--- WHAT THE EXERCISE ASKS ---
Write out the listing below without alteration, omitting its pictures.

--- PROVIDED MATERIAL ---
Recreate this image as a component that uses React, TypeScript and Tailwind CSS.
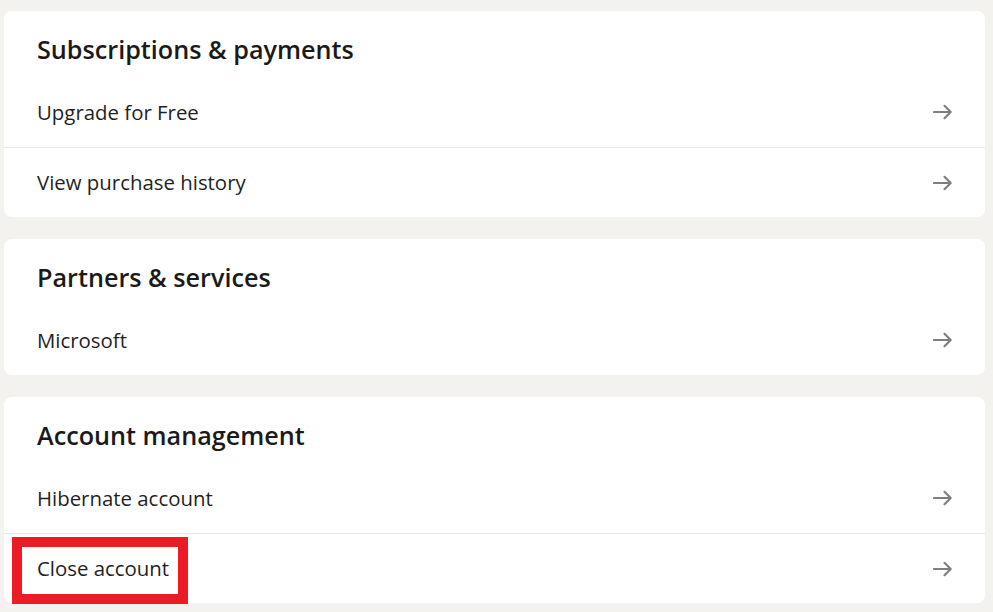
type Section = {
  title: string
  items: string[]
}

const sections: Section[] = [
  { title: 'Subscriptions & payments', items: ['Upgrade for Free', 'View purchase history'] },
  { title: 'Partners & services', items: ['Microsoft'] },
  { title: 'Account management', items: ['Hibernate account', 'Close account'] },
]

function Arrow() {
  return (
    <svg width="20" height="16" viewBox="0 0 20 16" fill="none" className="mr-[-1px]">
      <path d="M1 8H17" stroke="#7f7f7f" strokeWidth="2.2" strokeLinecap="round" />
      <path d="M11.5 1.8L17.7 8L11.5 14.2" stroke="#7f7f7f" strokeWidth="2.2" strokeLinecap="round" strokeLinejoin="round" />
    </svg>
  )
}

function Row({ label, first, highlight }: { label: string; first: boolean; highlight?: boolean }) {
  return (
    <div
      className={`relative flex h-[70px] items-center justify-between pl-[33px] pr-[33px] ${
        first ? '' : 'border-t border-[#e8e8e8]'
      }`}
    >
      <span className="text-[20.4px] text-[#1f1f1f]">{label}</span>
      <Arrow />
      {highlight && (
        <div className="absolute left-[8px] top-[3px] h-[67px] w-[176px] border-[10px] border-[#ed1c24]" />
      )}
    </div>
  )
}

export default function App() {
  return (
    <div
      className="min-h-[612px] w-full bg-[#f3f2ef] pt-[11px] pl-[4px] pr-[8px]"
      style={{ fontFamily: '"Open Sans", "Noto Sans", sans-serif' }}
    >
      <div className="flex flex-col gap-[22px]">
        {sections.map((section) => (
          <div key={section.title} className="rounded-[8px] bg-white">
            <div className="flex h-[66px] items-end pl-[33px] pb-[8px]">
              <h2 className="text-[25.2px] font-semibold text-[#1a1a1a]">{section.title}</h2>
            </div>
            {section.items.map((item, i) => (
              <Row key={item} label={item} first={i === 0} highlight={item === 'Close account'} />
            ))}
          </div>
        ))}
      </div>
    </div>
  )
}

--- ANSWER ---
Recreate this image as a component that uses React, TypeScript and Tailwind CSS.
type Section = {
  title: string
  items: string[]
}

const sections: Section[] = [
  { title: 'Subscriptions & payments', items: ['Upgrade for Free', 'View purchase history'] },
  { title: 'Partners & services', items: ['Microsoft'] },
  { title: 'Account management', items: ['Hibernate account', 'Close account'] },
]

function Arrow() {
  return (
    <svg width="20" height="16" viewBox="0 0 20 16" fill="none" className="mr-[-1px]">
      <path d="M1 8H17" stroke="#7f7f7f" strokeWidth="2.2" strokeLinecap="round" />
      <path d="M11.5 1.8L17.7 8L11.5 14.2" stroke="#7f7f7f" strokeWidth="2.2" strokeLinecap="round" strokeLinejoin="round" />
    </svg>
  )
}

function Row({ label, first, highlight }: { label: string; first: boolean; highlight?: boolean }) {
  return (
    <div
      className={`relative flex h-[70px] items-center justify-between pl-[33px] pr-[33px] ${
        first ? '' : 'border-t border-[#e8e8e8]'
      }`}
    >
      <span className="text-[20.4px] text-[#1f1f1f]">{label}</span>
      <Arrow />
      {highlight && (
        <div className="absolute left-[8px] top-[3px] h-[67px] w-[176px] border-[10px] border-[#ed1c24]" />
      )}
    </div>
  )
}

export default function App() {
  return (
    <div
      className="min-h-[612px] w-full bg-[#f3f2ef] pt-[11px] pl-[4px] pr-[8px]"
      style={{ fontFamily: '"Open Sans", "Noto Sans", sans-serif' }}
    >
      <div className="flex flex-col gap-[22px]">
        {sections.map((section) => (
          <div key={section.title} className="rounded-[8px] bg-white">
            <div className="flex h-[66px] items-end pl-[33px] pb-[8px]">
              <h2 className="text-[25.2px] font-semibold text-[#1a1a1a]">{section.title}</h2>
            </div>
            {section.items.map((item, i) => (
              <Row key={item} label={item} first={i === 0} highlight={item === 'Close account'} />
            ))}
          </div>
        ))}
      </div>
    </div>
  )
}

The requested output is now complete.